M. Alphonse Royer, l’un des deux auteurs du beau roman des Mauvais-Garçons, a publié seul un nouveau roman, intitulé Venezia la Bella[1], dédié à son ancien collaborateur, M. Auguste Barbier, l’auteur des Iambes et du Pianto. Dans ce nouveau livre, M. Royer peint en artiste des derniers jours de la république de Venise ; il annonce, par un dernier cri de douleur, la chute totale de cette merveilleuse cité. Un long séjour à Venise, un goût éclairé des arts, une tournure d’esprit toute particulière qui le porte à s’occuper, plus des monumens que des races, des ruines que des monumens debout, donnent à ce livre un caractère de vérité et une forme originale.

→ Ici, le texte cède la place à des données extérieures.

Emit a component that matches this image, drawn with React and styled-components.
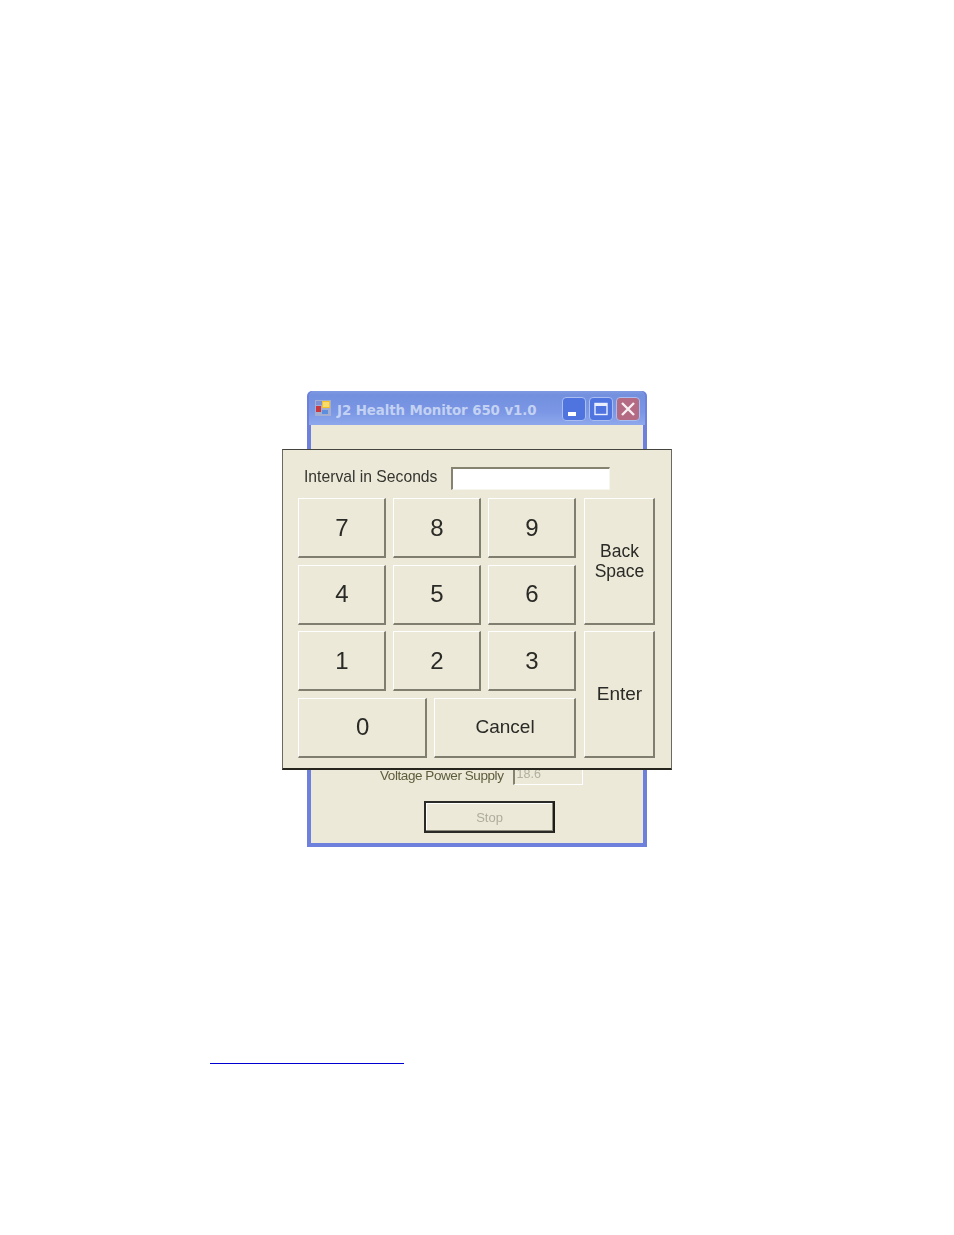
import React from 'react'
import styled, { createGlobalStyle } from 'styled-components'

const Global = createGlobalStyle`
  html, body {
    margin: 0;
    background: #fff;
    font-family: "Liberation Sans", Arial, sans-serif;
  }
`

const Page = styled.div`
  width: 954px;
  height: 1235px;
  padding-top: 391px;
  box-sizing: border-box;
`

const Window = styled.div`
  position: relative;
  width: 340px;
  height: 456px;
  margin-left: 307px;
  display: flex;
  flex-direction: column;
  box-sizing: border-box;
  border-radius: 5px 5px 0 0;
  background: #6c80dc;
  padding: 0 4px 4px;
  filter: blur(0.35px);
`

const TitleBar = styled.div`
  height: 34px;
  margin: 0 -2px 0 -2px;
  padding: 0 5px 0 6px;
  display: flex;
  align-items: center;
  border-radius: 5px 5px 0 0;
  background: linear-gradient(180deg, #7f9ae2 0%, #7390de 12%, #7a96e4 60%, #8fa8ec 100%);
`

const Title = styled.span`
  flex: 1;
  margin-left: 6px;
  margin-top: 5px;
  font-family: "DejaVu Sans", sans-serif;
  font-size: 13.4px;
  font-weight: bold;
  letter-spacing: -0.1px;
  white-space: nowrap;
  color: #c3d2f2;
`

const CtlGroup = styled.div`
  display: flex;
  gap: 3px;
  margin-top: 2px;
`

const Ctl = styled.div`
  width: 24px;
  height: 24px;
  box-sizing: border-box;
  border: 1px solid #a9bdf0;
  border-radius: 4px;
  background: ${p => (p.$close ? '#b36a82' : '#4f74e0')};
  display: flex;
  align-items: center;
  justify-content: center;
`

const Body = styled.div`
  flex: 1;
  background: #ece9d8;
  display: flex;
  flex-direction: column;
  align-items: flex-start;
  justify-content: flex-end;
  padding-bottom: 10px;
`

const VoltRow = styled.div`
  display: flex;
  align-items: flex-start;
  margin-left: 69px;
  gap: 9px;
  margin-bottom: 16px;
`

const VoltLabel = styled.span`
  font-size: 13.5px;
  letter-spacing: -0.43px;
  line-height: 16px;
  color: #5f5c3c;
`

const VoltInput = styled.div`
  width: 70px;
  height: 17px;
  box-sizing: border-box;
  border-left: 2px solid #85836f;
  border-right: 1px solid #fff;
  border-bottom: 1px solid #fff;
  padding-left: 2px;
  font-size: 12.5px;
  line-height: 13px;
  color: #b2b0a0;
`

const StopButton = styled.div`
  width: 131px;
  height: 32px;
  margin-left: 113px;
  box-sizing: border-box;
  border: 2px solid #2a2a26;
  border-right-color: #1c1c1a;
  box-shadow: inset -1px -1px 0 #8d8b7b, inset 1px 1px 0 #fff;
  display: flex;
  align-items: center;
  justify-content: center;
  font-size: 13px;
  color: #aeac9c;
`

const Dialog = styled.div`
  position: absolute;
  left: -25px;
  top: 58px;
  width: 390px;
  height: 321px;
  box-sizing: border-box;
  background: #ece9d8;
  border: 1px solid #6a6a62;
  border-top-color: #45453f;
  border-bottom: 2px solid #26261f;
  padding: 17px 16px 0 15px;
`

const IntervalRow = styled.div`
  display: flex;
  align-items: flex-start;
  height: 25px;
  margin-bottom: 6px;
  padding-left: 6px;
`

const IntervalLabel = styled.label`
  width: 147px;
  font-size: 15.7px;
  line-height: 20px;
  color: #35352f;
`

const IntervalInput = styled.div`
  width: 159px;
  height: 23px;
  box-sizing: border-box;
  background: #fff;
  border-top: 2px solid #85836f;
  border-left: 2px solid #85836f;
  border-right: 1px solid #f6f5ee;
  border-bottom: 1px solid #f6f5ee;
`

const Keypad = styled.div`
  display: flex;
  gap: 8px;
`

const Digits = styled.div`
  width: 278px;
  display: flex;
  flex-direction: column;
  gap: 6.67px;
`

const Row = styled.div`
  display: flex;
  gap: 7px;
`

const Side = styled.div`
  width: 71px;
  display: flex;
  flex-direction: column;
  gap: 6px;
`

const Key = styled.div`
  flex: ${p => p.$flex || 1};
  height: ${p => (p.$tall ? '127px' : '60px')};
  box-sizing: border-box;
  display: flex;
  align-items: center;
  justify-content: center;
  text-align: center;
  padding: ${p => (p.$tall ? '1px' : '0')} 0 0 1px;
  background: #ece9d8;
  border-top: 1px solid #fff;
  border-left: 1px solid #fff;
  border-right: 2px solid #807e6e;
  border-bottom: 2px solid #807e6e;
  font-size: ${p => p.$size || 24}px;
  line-height: 20px;
  color: #2a2a26;
`

const FootRule = styled.div`
  position: absolute;
  left: 210px;
  top: 1063px;
  width: 194px;
  height: 1px;
  background: #0000d0;
`

function AppIcon() {
  return (
    <svg width="16" height="16" viewBox="0 0 16 16">
      <rect x="0" y="0" width="16" height="16" fill="#a4aed0" />
      <rect x="1" y="1" width="6" height="4" fill="#7f93d4" />
      <rect x="1" y="6" width="5" height="6" fill="#c8383c" />
      <rect x="7" y="1" width="8" height="7" fill="#f2c22e" />
      <rect x="8" y="2" width="6" height="5" fill="#f8dc70" />
      <rect x="7" y="10" width="6" height="4" fill="#5c8ee0" />
    </svg>
  )
}

function MinGlyph() {
  return (
    <svg width="16" height="16" viewBox="0 0 16 16">
      <rect x="2" y="11" width="8" height="4" fill="#fff" />
    </svg>
  )
}

function MaxGlyph() {
  return (
    <svg width="16" height="16" viewBox="0 0 16 16">
      <rect x="2" y="2.5" width="12" height="11" fill="none" stroke="#e8eefc" strokeWidth="1.4" />
      <rect x="2" y="2" width="12" height="3" fill="#e8eefc" />
    </svg>
  )
}

function CloseGlyph() {
  return (
    <svg width="16" height="16" viewBox="0 0 16 16">
      <path d="M2 2 L14 14 M14 2 L2 14" stroke="#f6eef0" strokeWidth="2.4" />
    </svg>
  )
}

export default function App() {
  return (
    <Page>
      <Global />
      <Window>
        <TitleBar>
          <AppIcon />
          <Title>J2 Health Monitor 650 v1.0</Title>
          <CtlGroup>
            <Ctl><MinGlyph /></Ctl>
            <Ctl><MaxGlyph /></Ctl>
            <Ctl $close><CloseGlyph /></Ctl>
          </CtlGroup>
        </TitleBar>
        <Body>
          <VoltRow>
            <VoltLabel>Voltage Power Supply</VoltLabel>
            <VoltInput>18.6</VoltInput>
          </VoltRow>
          <StopButton>Stop</StopButton>
        </Body>
        <Dialog>
          <IntervalRow>
            <IntervalLabel>Interval in Seconds</IntervalLabel>
            <IntervalInput />
          </IntervalRow>
          <Keypad>
            <Digits>
              <Row><Key>7</Key><Key>8</Key><Key>9</Key></Row>
              <Row><Key>4</Key><Key>5</Key><Key>6</Key></Row>
              <Row><Key>1</Key><Key>2</Key><Key>3</Key></Row>
              <Row>
                <Key $flex={129}>0</Key>
                <Key $flex={142} $size={19}>Cancel</Key>
              </Row>
            </Digits>
            <Side>
              <Key $tall $size={17.5}>Back<br />Space</Key>
              <Key $tall $size={19}>Enter</Key>
            </Side>
          </Keypad>
        </Dialog>
      </Window>
      <FootRule />
    </Page>
  )
}
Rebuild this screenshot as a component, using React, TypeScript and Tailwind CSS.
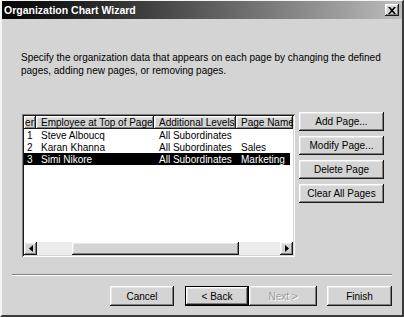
import React from "react";

const raised =
  "bg-[#d4d4d4] shadow-[inset_-1px_-1px_#1a1a1a,inset_1px_1px_#ffffff,inset_-2px_-2px_#808080,inset_2px_2px_#e6e6e6]";

function Btn({ label, className = "", disabled = false, def = false }: { label: string; className?: string; disabled?: boolean; def?: boolean }) {
  if (def) {
    return (
      <div className={`border border-black ${className}`}>
        <div className={`${raised} w-full h-full flex items-center justify-center`}>
          <span className="text-black">{label}</span>
        </div>
      </div>
    );
  }
  return (
    <div className={`${raised} flex items-center justify-center ${className}`}>
      <span className={disabled ? "text-[#9a9a9a] [text-shadow:1px_1px_#ffffff]" : "text-black"}>{label}</span>
    </div>
  );
}

function HeaderCell({ label, w }: { label: string; w: number }) {
  return (
    <div
      className={`${raised} h-full flex items-center pl-[5px] overflow-hidden whitespace-nowrap shrink-0`}
      style={{ width: w }}
    >
      {label}
    </div>
  );
}

const rows = [
  { n: "1", e: "Steve Alboucq", a: "All Subordinates", p: "" },
  { n: "2", e: "Karan Khanna", a: "All Subordinates", p: "Sales" },
  { n: "3", e: "Simi Nikore", a: "All Subordinates", p: "Marketing" },
];

export default function App() {
  return (
    <div
      className="w-[404px] h-[317px] bg-[#d4d4d4] text-[10px] leading-[13px] text-black overflow-hidden border-l-2 border-t border-l-[#f4f4f4] border-t-[#f4f4f4] border-r-2 border-b-2 border-r-[#3a3a3a] border-b-[#3a3a3a] flex flex-col"
      style={{ fontFamily: '"Liberation Sans", Arial, sans-serif' }}
    >
      {/* title bar */}
      <div className="h-[18px] shrink-0 flex items-center justify-between pl-[2px] pr-[3px] bg-gradient-to-r from-[#050505] via-[#5a5a5a] to-[#bdbdbd]">
        <span className="text-white font-bold text-[10.5px]">Organization Chart Wizard</span>
        <div className={`${raised} w-[14px] h-[12px] flex items-center justify-center`}>
          <svg width="8" height="7" viewBox="0 0 8 7">
            <path d="M0 0h2l2 2.2L6 0h2L5 3.5 8 7H6L4 4.8 2 7H0l3-3.5z" fill="#000" />
          </svg>
        </div>
      </div>

      {/* description */}
      <div className="mt-[32px] ml-[19px] w-[370px]">
        Specify the organization data that appears on each page by changing the defined pages, adding new pages, or removing pages.
      </div>

      {/* list + buttons */}
      <div className="flex items-start mt-[35px] ml-[20px]">
        <div className="w-[273px] h-[143px] mt-[2px] bg-white shadow-[inset_1px_1px_#808080,inset_-1px_-1px_#ffffff,inset_2px_2px_#1a1a1a,inset_-2px_-2px_#d4d4d4] p-[2px] flex flex-col">
          <div className="h-[13px] flex shrink-0">
            <div className={`${raised} h-full w-[12px] shrink-0 flex items-center justify-end pr-[2px] overflow-hidden`}>er</div>
            <HeaderCell label="Employee at Top of Page" w={118} />
            <HeaderCell label="Additional Levels" w={82} />
            <HeaderCell label="Page Name" w={57} />
          </div>
          <div className="flex-1 flex flex-col">
            {rows.map((r, i) => (
              <div
                key={r.n}
                className={`h-[12px] flex items-center whitespace-nowrap ${i === 2 ? "bg-black text-white w-[266px]" : ""}`}
              >
                <div className="w-[12px] shrink-0 pl-[3px]">{r.n}</div>
                <div className="w-[118px] shrink-0 pl-[5px]">{r.e}</div>
                <div className="w-[82px] shrink-0 pl-[5px]">{r.a}</div>
                <div className="w-[54px] shrink-0 pl-[5px]">{r.p}</div>
              </div>
            ))}
          </div>
          {/* horizontal scrollbar */}
          <div className="h-[13px] shrink-0 flex bg-[#ececec]">
            <div className={`${raised} w-[13px] h-full flex items-center justify-center`}>
              <svg width="4" height="7" viewBox="0 0 4 7"><path d="M4 0v7L0 3.5z" fill="#000" /></svg>
            </div>
            <div className="w-[35px]" />
            <div className={`${raised} w-[167px] h-full`} />
            <div className="flex-1" />
            <div className={`${raised} w-[13px] h-full flex items-center justify-center`}>
              <svg width="4" height="7" viewBox="0 0 4 7"><path d="M0 0v7l4-3.5z" fill="#000" /></svg>
            </div>
          </div>
        </div>

        <div className="ml-[4px] flex flex-col gap-[5px]">
          <Btn label="Add Page..." className="w-[85px] h-[19px]" />
          <Btn label="Modify Page..." className="w-[85px] h-[19px]" />
          <Btn label="Delete Page" className="w-[85px] h-[19px]" />
          <Btn label="Clear All Pages" className="w-[85px] h-[19px]" />
        </div>
      </div>

      {/* separator */}
      <div className="mt-[17px] ml-[10px] w-[380px] h-[2px] border-t border-t-[#808080] border-b border-b-white" />

      {/* bottom buttons */}
      <div className="flex mt-[10px] ml-[108px]">
        <Btn label="Cancel" className="w-[64px] h-[20px]" />
        <Btn label="< Back" def className="w-[64px] h-[20px] ml-[11px]" />
        <Btn label="Next >" disabled className="w-[68px] h-[20px]" />
        <Btn label="Finish" className="w-[65px] h-[20px] ml-[10px]" />
      </div>
    </div>
  );
}
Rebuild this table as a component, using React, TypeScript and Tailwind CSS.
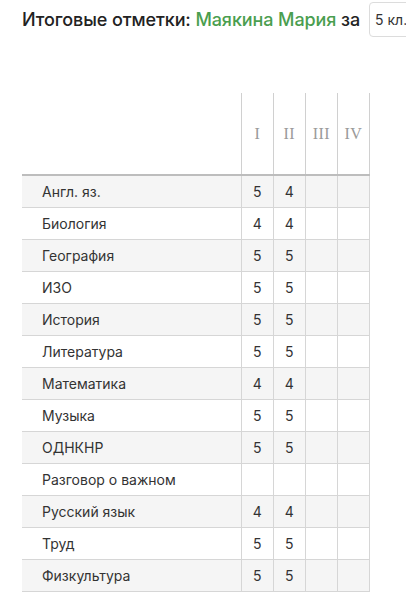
import React from "react";

const rows: [string, string, string][] = [
  ["Англ. яз.", "5", "4"],
  ["Биология", "4", "4"],
  ["География", "5", "5"],
  ["ИЗО", "5", "5"],
  ["История", "5", "5"],
  ["Литература", "5", "5"],
  ["Математика", "4", "4"],
  ["Музыка", "5", "5"],
  ["ОДНКНР", "5", "5"],
  ["Разговор о важном", "", ""],
  ["Русский язык", "4", "4"],
  ["Труд", "5", "5"],
  ["Физкультура", "5", "5"],
];

export default function App() {
  return (
    <div className="w-[406px] h-[609px] overflow-hidden bg-white font-['Inter',sans-serif] text-[#333]">
      <div className="flex items-center h-[39px] pl-[22px] whitespace-nowrap">
        <span className="text-[18px] font-medium text-[#222] tracking-[-0.1px]">
          Итоговые отметки: <span className="text-[#4a9e4f]">Маякина Мария</span> за
        </span>
        <div className="ml-[9px] h-[35px] flex items-center pl-[5px] pr-4 border border-[#dcdcdc] rounded-[4px] text-[14px] text-[#333]">
          5 кл.
        </div>
      </div>
      <table className="ml-[22px] mt-[54px] border-collapse table-fixed w-[348px] text-[14px]">
        <colgroup>
          <col className="w-[219px]" />
          <col className="w-[32px]" />
          <col className="w-[32px]" />
          <col className="w-[32px]" />
          <col className="w-[32px]" />
        </colgroup>
        <thead>
          <tr className="h-[82px] border-b-2 border-[#bdbdbd]">
            <th></th>
            {["I", "II", "III", "IV"].map((n) => (
              <th
                key={n}
                className="border-x border-[#d0d0d0] font-normal text-[16px] text-[#9a9a9a] font-['Liberation_Serif',serif] text-center p-0 tracking-[0.5px]"
              >
                {n}
              </th>
            ))}
          </tr>
        </thead>
        <tbody>
          {rows.map(([s, a, b], i) => (
            <tr key={s} className={`h-[32px] ${i % 2 === 0 ? "bg-[#f5f5f5]" : "bg-white"}`}>
              <td className="border-b border-[#d6d6d6] pl-[20px] p-0">{s}</td>
              <td className="border border-[#d6d6d6] text-center p-0">{a}</td>
              <td className="border border-[#d6d6d6] text-center p-0">{b}</td>
              <td className="border border-[#d6d6d6] p-0"></td>
              <td className="border border-[#d6d6d6] p-0"></td>
            </tr>
          ))}
        </tbody>
      </table>
    </div>
  );
}
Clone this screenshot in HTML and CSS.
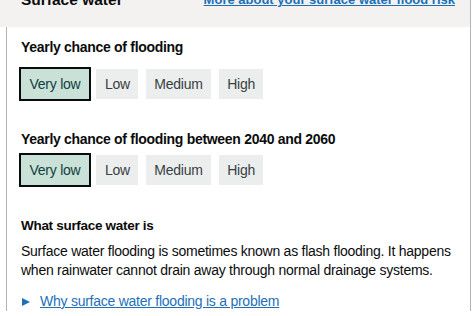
FILE: index.html
```html
<!DOCTYPE html>
<html lang="en">
<head>
  <meta charset="UTF-8" />
  <title>Surface water flood risk</title>
  <link rel="stylesheet" href="styles.css">
</head>
<body>
  <div class="panel">
    <div class="panel-header">
      <h2 class="panel-title">Surface water</h2>
      <a href="#" class="header-link">More about your surface water flood risk</a>
    </div>

    <div class="panel-body">
      <h3 class="risk-heading">Yearly chance of flooding</h3>
      <ul class="risk-scale">
        <li class="risk-tag selected">Very low</li>
        <li class="risk-tag">Low</li>
        <li class="risk-tag">Medium</li>
        <li class="risk-tag">High</li>
      </ul>

      <h3 class="risk-heading future">Yearly chance of flooding between 2040 and 2060</h3>
      <ul class="risk-scale">
        <li class="risk-tag selected">Very low</li>
        <li class="risk-tag">Low</li>
        <li class="risk-tag">Medium</li>
        <li class="risk-tag">High</li>
      </ul>

      <h4 class="info-heading">What surface water is</h4>
      <p class="info-text">Surface water flooding is sometimes known as flash flooding. It happens when rainwater cannot drain away through normal drainage systems.</p>

      <details class="more">
        <summary><span class="arrow"></span><span class="summary-text">Why surface water flooding is a problem</span></summary>
      </details>
    </div>
  </div>
</body>
</html>
```

FILE: styles.css
```css
:root {
  --text: #0b0c0c;
  --link: #1d70b8;
  --border: #b1b4b6;
  --header-bg: #f3f2f1;
  --tag-bg: #eceded;
  --tag-text: #383f43;
  --selected-bg: #c9e1d6;
  --selected-text: #10403c;
}

body {
  margin: 0;
  font-family: 'Liberation Sans', Arial, sans-serif;
  color: var(--text);
  background: #fff;
}

.panel {
  box-sizing: border-box;
  width: 465px;
  margin: -16px 0 0 6px;
  border-left: 1px solid var(--border);
  border-right: 1px solid var(--border);
}

.panel-header {
  display: flex;
  justify-content: space-between;
  align-items: baseline;
  margin-left: -7px;
  padding: 6px 15px 16px 21px;
  background: var(--header-bg);
}

.panel-title {
  margin: 0;
  font-size: 15.5px;
  line-height: 20px;
  font-weight: bold;
}

.header-link {
  font-size: 13px;
  line-height: 20px;
  font-weight: bold;
  color: var(--link);
  position: relative;
  top: -1px;
}

.panel-body {
  padding: 10px 14px 0;
}

.risk-heading {
  margin: 0 0 12px;
  font-size: 14px;
  line-height: 20px;
  font-weight: bold;
  letter-spacing: -0.3px;
}

.risk-heading.future {
  margin: 30px 0 6px;
}

.risk-scale {
  display: flex;
  gap: 7.5px;
  margin: 0;
  padding: 0;
  list-style: none;
}

.risk-tag {
  height: 30px;
  padding: 0 8.5px;
  display: flex;
  align-items: center;
  font-size: 14px;
  letter-spacing: -0.25px;
  background: var(--tag-bg);
  color: var(--tag-text);
}

.risk-tag.selected {
  background: var(--selected-bg);
  color: var(--selected-text);
  box-shadow: 0 0 0 2px var(--text);
}

.info-heading {
  margin: 30.5px 0 6.5px;
  font-size: 13.5px;
  line-height: 20px;
  font-weight: bold;
  letter-spacing: -0.3px;
}

.info-text {
  margin: 0 0 12px;
  font-size: 14px;
  line-height: 18.5px;
  letter-spacing: -0.25px;
}

.more summary {
  display: flex;
  align-items: center;
  list-style: none;
  font-size: 14px;
  line-height: 20px;
  letter-spacing: -0.25px;
  color: var(--link);
  cursor: pointer;
}

.more summary::-webkit-details-marker {
  display: none;
}

.arrow {
  width: 0;
  height: 0;
  margin: 2px 10px 0 1px;
  border-left: 8px solid var(--link);
  border-top: 4.5px solid transparent;
  border-bottom: 4.5px solid transparent;
}

.summary-text {
  text-decoration: underline;
}
```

Venezia la Bella est un roman ; M. Royer a assujéti ce beau tableau de Venise aux formes d’un drame, et ce drame est quelquefois plein d’intérêt ; mais ce qui vaut mieux que le drame de M. Royer, ce sont les belles et curieuses descriptions des églises, des places, des canaux, de la mer et des lagunes, ce sont les belles appréciations historiques qui les accompagnent. Les hommes qui aiment et cultivent les arts, regretteront, en lisant le livre de M. Royer, que son talent incontestable n’ait pas pris une forme plus sérieuse, et que les immenses recherches auxquelles il a dû se livrer, les incursions

  1. Chez Renduel, rue des Grands-Augustins, 22.